The painting goes straight to the heart of my often still fledgling spiritual journey. It is love that we give and receive that sustains us. It is love that connects us with the divine, in us and around us. The divine itself is light and love. And we are meant to draw on the light to see and the love to transcend.

While I have fervently believed in and have long striven for others to feel this sustenance of love, especially in all of their humanness we see in the light, I have come to the stark realization that I have never actually believed it is for me. I have never felt what I so earnestly hope others feel. I am missing an essential half.

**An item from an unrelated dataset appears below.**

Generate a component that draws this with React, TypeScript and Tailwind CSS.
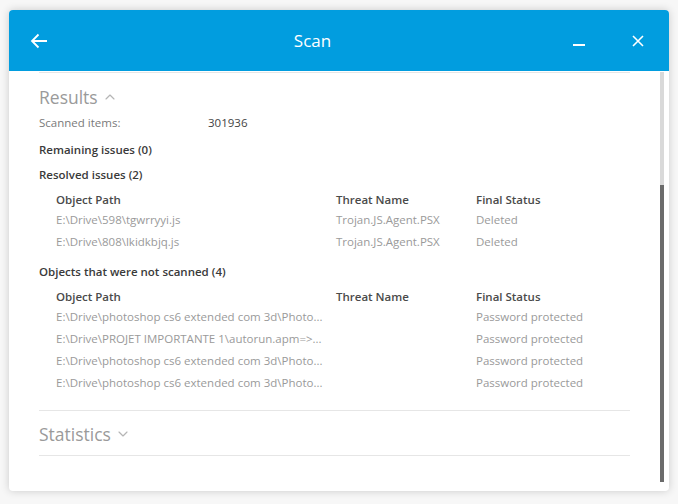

Even though I have seen this Kershisnik painting many times, I didn't notice the title of it until today. She Will Find What Is Lost. Maybe one day I will see that she is me and I can be whole.

2 comments:

Robin said...

Thank you for sharing this intimate realization. For sharing your lesson with us. What a beautiful post. I will ponder your words and thoughts for a long time.

Thank you for sharing this beautiful piece of art. I haven't seen it before. It touched my heart in such a tender way.

And thank you for linking to my post. I found myself going back and reading it again. It strengthened me; I needed that today.

Thank you for the gentle tears of healing you drew forth with this post. Love you, friend. Best wishes in your journey of discovery. It will be unlike anything you've ever imagined.

Louise Plummer said...

Thank you for the picture and the post. Lovely.